Chen blamed last month's Formosa rebellion on Snow Red. This was unduly modest of him; most of the trouble had been made by Chen and his postliberation carpetbaggers from the mainland.

Snow Red, as president of her local Women's Association, had made anti-Chen speeches but—said those who knew her—"she didn't sound like a Communist." Chen admitted last week: "Before the trouble started, the Communists were not well organized, but after it started they seized their opportunities."

How to Make Reds. When Chinese rule returned to Formosa (ending Japanese possession since 1895), 64-year-old Chen had seized an opportunity himself. With his Chinese aides and "monopoly police" he took over and expanded the Japanese system of government industrial and trade monopoly (sugar, camphor, tea, paper, chemicals, oil refining, cement).
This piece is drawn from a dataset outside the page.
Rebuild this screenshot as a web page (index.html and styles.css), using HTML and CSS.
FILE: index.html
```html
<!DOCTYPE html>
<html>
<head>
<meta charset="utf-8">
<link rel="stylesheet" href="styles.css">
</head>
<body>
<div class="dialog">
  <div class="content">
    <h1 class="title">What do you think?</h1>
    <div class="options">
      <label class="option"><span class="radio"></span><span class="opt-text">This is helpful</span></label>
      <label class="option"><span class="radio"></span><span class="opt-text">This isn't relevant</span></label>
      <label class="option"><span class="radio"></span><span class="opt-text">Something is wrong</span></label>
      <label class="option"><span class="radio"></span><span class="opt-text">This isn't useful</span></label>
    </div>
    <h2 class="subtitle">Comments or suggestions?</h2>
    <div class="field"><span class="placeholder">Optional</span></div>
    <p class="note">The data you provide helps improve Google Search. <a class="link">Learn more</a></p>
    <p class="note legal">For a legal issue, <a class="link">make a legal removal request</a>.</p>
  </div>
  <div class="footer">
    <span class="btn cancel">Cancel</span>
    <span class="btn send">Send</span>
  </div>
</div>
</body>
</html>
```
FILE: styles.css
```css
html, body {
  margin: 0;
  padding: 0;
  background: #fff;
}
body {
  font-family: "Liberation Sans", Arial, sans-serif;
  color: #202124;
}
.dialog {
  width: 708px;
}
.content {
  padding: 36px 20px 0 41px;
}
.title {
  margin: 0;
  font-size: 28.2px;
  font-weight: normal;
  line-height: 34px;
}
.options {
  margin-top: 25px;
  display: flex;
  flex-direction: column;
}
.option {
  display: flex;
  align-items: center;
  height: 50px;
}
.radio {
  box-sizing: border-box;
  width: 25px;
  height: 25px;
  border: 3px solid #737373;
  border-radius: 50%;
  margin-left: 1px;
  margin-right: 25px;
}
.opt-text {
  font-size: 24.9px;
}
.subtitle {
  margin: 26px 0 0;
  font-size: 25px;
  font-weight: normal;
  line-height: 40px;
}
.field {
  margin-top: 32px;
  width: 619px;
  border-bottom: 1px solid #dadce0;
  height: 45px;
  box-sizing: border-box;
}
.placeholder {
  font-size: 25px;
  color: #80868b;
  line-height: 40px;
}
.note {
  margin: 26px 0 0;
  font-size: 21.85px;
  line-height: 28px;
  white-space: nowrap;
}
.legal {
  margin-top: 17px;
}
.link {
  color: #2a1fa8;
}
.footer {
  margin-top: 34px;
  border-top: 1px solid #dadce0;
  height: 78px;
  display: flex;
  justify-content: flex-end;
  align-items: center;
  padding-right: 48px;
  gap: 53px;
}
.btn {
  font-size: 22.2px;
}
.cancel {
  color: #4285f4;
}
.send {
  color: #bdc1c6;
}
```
He confiscated some 500 Jap-owned factories and mines, tens of thousands of houses. As the Shanghai newspaper Wen Hui Pao remarked, he ran everything "from the hotel to the night-soil business." The Formosans felt like colonial stepchildren rather than long-lost sons of Han.

One pleasant evening a truckload of monopoly police cruised down the main streets of Formosa's capital, Taipeh, hunting monopoly violators. They piled out, clubbed a woman who had been hawking cigarets. (This was against Chen's law, which said that Formosans could smoke only Formosa-made cigarets—from his gang's factory.) A crowd gathered. A policeman fired. The crowd chased off the police, burned their truck.
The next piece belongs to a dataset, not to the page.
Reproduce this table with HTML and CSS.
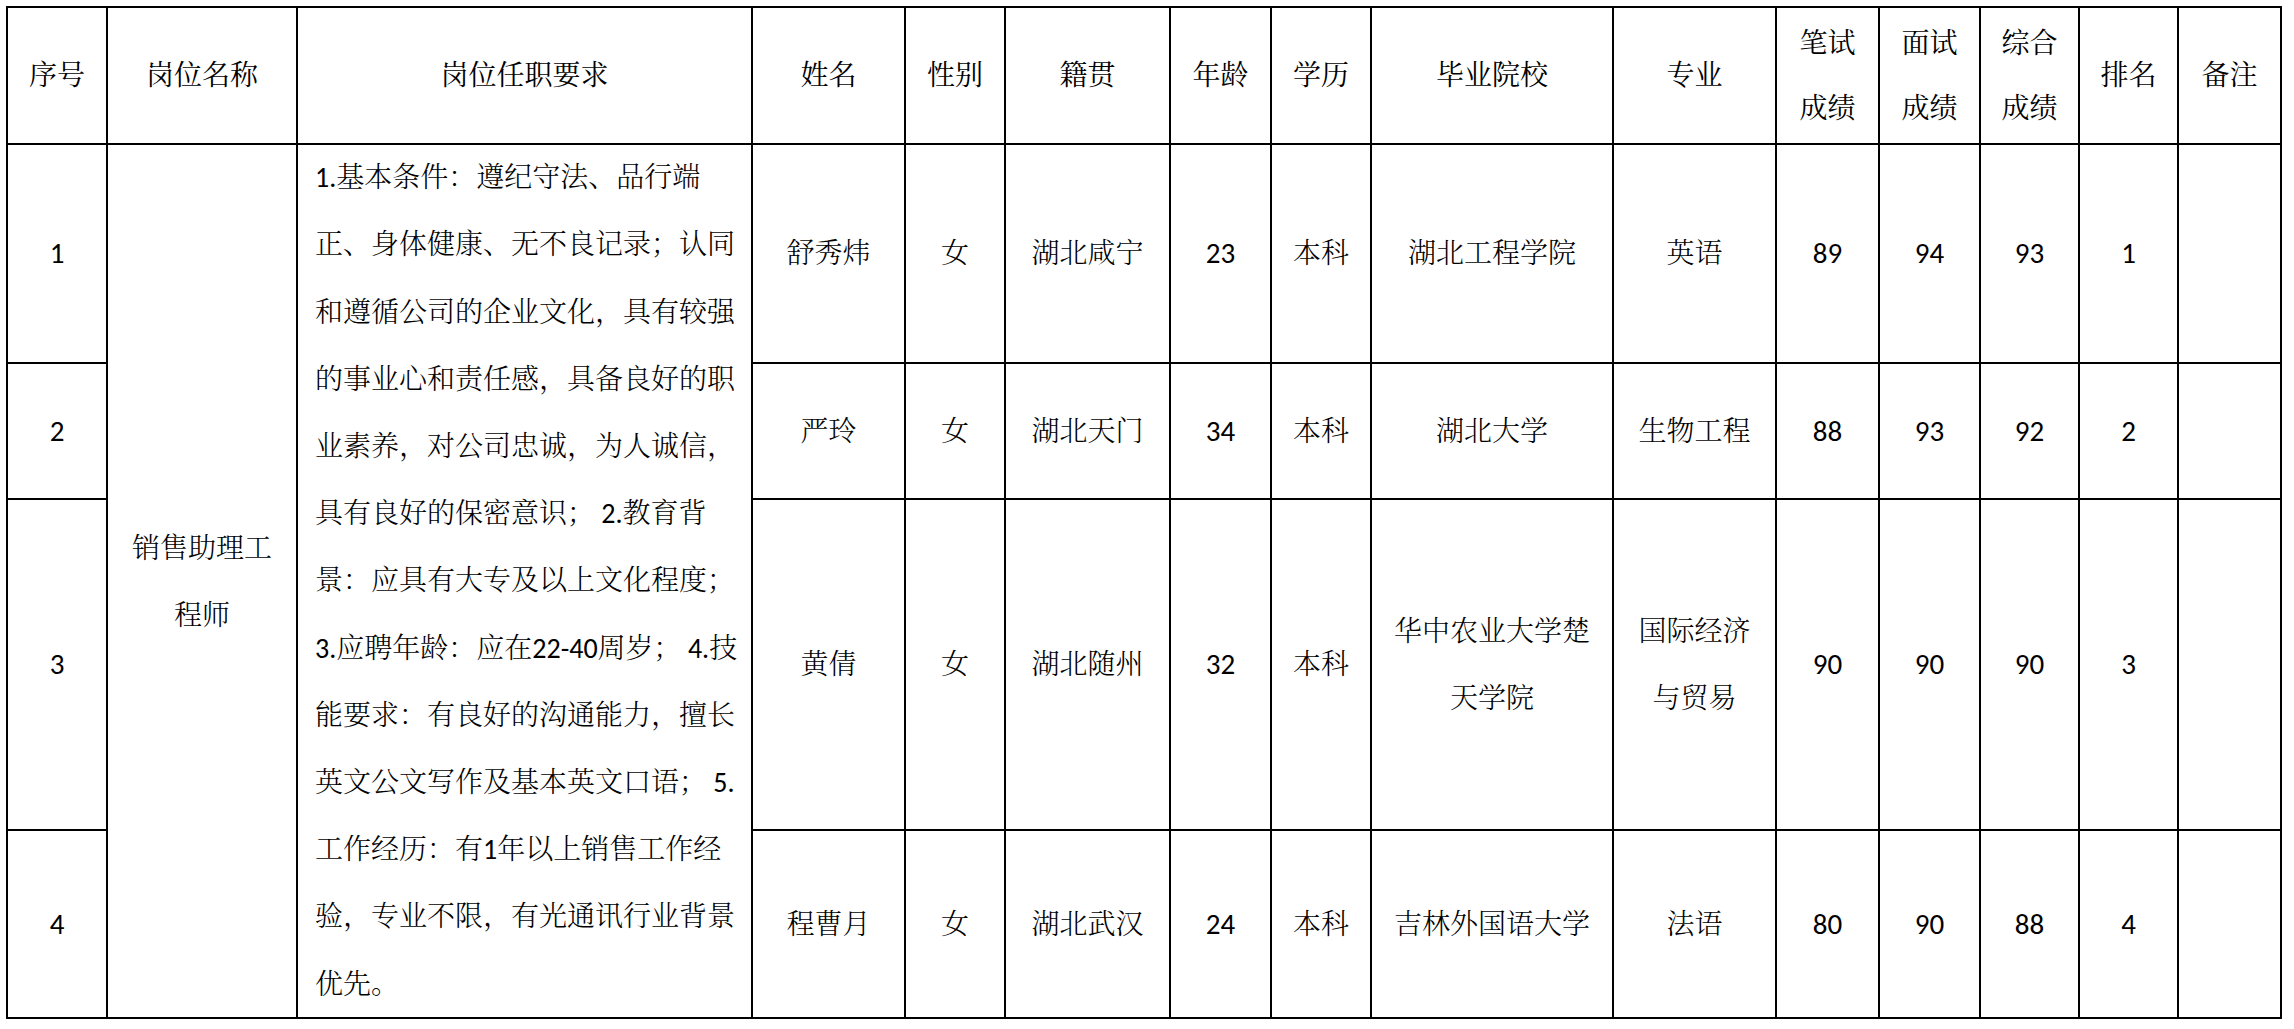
FILE: index.html
```html
<!DOCTYPE html>
<html lang="zh-CN">
<head>
<meta charset="utf-8">
<title>招聘成绩表</title>
<link rel="stylesheet" href="styles.css">
</head>
<body>
<div class="sheet">
  <div class="c h">序号</div>
  <div class="c h">岗位名称</div>
  <div class="c h">岗位任职要求</div>
  <div class="c h">姓名</div>
  <div class="c h">性别</div>
  <div class="c h">籍贯</div>
  <div class="c h">年龄</div>
  <div class="c h">学历</div>
  <div class="c h">毕业院校</div>
  <div class="c h">专业</div>
  <div class="c h two">笔试<br>成绩</div>
  <div class="c h two">面试<br>成绩</div>
  <div class="c h two">综合<br>成绩</div>
  <div class="c h">排名</div>
  <div class="c h">备注</div>

  <div class="c num r2">1</div>
  <div class="c post">销售助理工<br>程师</div>
  <div class="c req">
    <span class="ln">1.基本条件：遵纪守法、品行端</span>
    <span class="ln">正、身体健康、无不良记录；认同</span>
    <span class="ln">和遵循公司的企业文化，具有较强</span>
    <span class="ln">的事业心和责任感，具备良好的职</span>
    <span class="ln">业素养，对公司忠诚，为人诚信，</span>
    <span class="ln">具有良好的保密意识； 2.教育背</span>
    <span class="ln">景：应具有大专及以上文化程度；</span>
    <span class="ln">3.应聘年龄：应在22-40周岁； 4.技</span>
    <span class="ln">能要求：有良好的沟通能力，擅长</span>
    <span class="ln">英文公文写作及基本英文口语； 5.</span>
    <span class="ln">工作经历：有1年以上销售工作经</span>
    <span class="ln">验，专业不限，有光通讯行业背景</span>
    <span class="ln">优先。</span>
  </div>
  <div class="c">舒秀炜</div>
  <div class="c">女</div>
  <div class="c">湖北咸宁</div>
  <div class="c num">23</div>
  <div class="c">本科</div>
  <div class="c">湖北工程学院</div>
  <div class="c">英语</div>
  <div class="c num">89</div>
  <div class="c num">94</div>
  <div class="c num">93</div>
  <div class="c num">1</div>
  <div class="c"></div>

  <div class="c num">2</div>
  <div class="c">严玲</div>
  <div class="c">女</div>
  <div class="c">湖北天门</div>
  <div class="c num">34</div>
  <div class="c">本科</div>
  <div class="c">湖北大学</div>
  <div class="c">生物工程</div>
  <div class="c num">88</div>
  <div class="c num">93</div>
  <div class="c num">92</div>
  <div class="c num">2</div>
  <div class="c"></div>

  <div class="c num">3</div>
  <div class="c">黄倩</div>
  <div class="c">女</div>
  <div class="c">湖北随州</div>
  <div class="c num">32</div>
  <div class="c">本科</div>
  <div class="c two">华中农业大学楚<br>天学院</div>
  <div class="c two">国际经济<br>与贸易</div>
  <div class="c num">90</div>
  <div class="c num">90</div>
  <div class="c num">90</div>
  <div class="c num">3</div>
  <div class="c"></div>

  <div class="c num">4</div>
  <div class="c">程曹月</div>
  <div class="c">女</div>
  <div class="c">湖北武汉</div>
  <div class="c num">24</div>
  <div class="c">本科</div>
  <div class="c">吉林外国语大学</div>
  <div class="c">法语</div>
  <div class="c num">80</div>
  <div class="c num">90</div>
  <div class="c num">88</div>
  <div class="c num">4</div>
  <div class="c"></div>
</div>
</body>
</html>
```

FILE: styles.css
```css
html, body {
  margin: 0;
  padding: 0;
  background: #ffffff;
}

body {
  padding: 6px 0 0 6px;
  font-family: "Carlito", "Liberation Sans", "Noto Serif CJK SC", "Noto Sans CJK SC", sans-serif;
  font-size: 28px;
  font-weight: 300;
  color: #000000;
}

.sheet {
  display: grid;
  grid-template-columns: 100px 190px 455px 153px 100px 165px 101px 100px 242px 163px 103px 101px 99px 99px 103px;
  grid-template-rows: 137px 219px 136px 331px 188px;
  width: max-content;
  border-top: 2px solid #000;
  border-left: 2px solid #000;
}

.c {
  box-sizing: border-box;
  border-right: 2px solid #000;
  border-bottom: 2px solid #000;
  display: flex;
  align-items: center;
  justify-content: center;
  text-align: center;
  line-height: 67px;
  white-space: nowrap;
}

.h {
  font-weight: 400;
}

.h.two {
  line-height: 65px;
}

.num {
  font-family: "Carlito", "Liberation Sans", sans-serif;
  font-weight: 400;
  font-size: 29px;
}

.r2 {
  grid-column: 1;
  grid-row: 2;
}

.post {
  grid-column: 2;
  grid-row: 2 / 6;
  padding-top: 2px;
}

.req {
  grid-column: 3;
  grid-row: 2 / 6;
  flex-direction: column;
  align-items: flex-start;
  justify-content: center;
  text-align: left;
  padding: 0 17px;
  line-height: 67.2px;
}

.ln {
  display: block;
  white-space: pre;
}
```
Next day Chen's gendarmes fired on a crowd of demonstrators carrying placards, killed four, wounded eleven. The rebellion was on. Crowds seized mainlanders, beat some to death with two-by-fours. They set up a People's Purge Committee. Moderates in the Committee—like the tea merchant Wang Tien-teng—broadcast middle-of-the-road demands: election of mayors; public enterprises to be run by Formosans; abolition of monopolies. Said Wang: "We do not request independence. We support the Central Government and we love our motherland."

But Snow Red and plenty of other Formosans at Taichu (five hours south of the capital) wanted more than that. She took over as chairman of the Taichu branch of the rebellion; her followers disarmed the local police, held the town for ten days. The People's Purge Committee added 32 new demands. Samples: an autonomous constitution, the surrender of monopoly controls to islanders. Some rebels even talked of a U.S. protectorate. In Pingtung, a band of them sang The Star-Spangled Banner as they took over the town.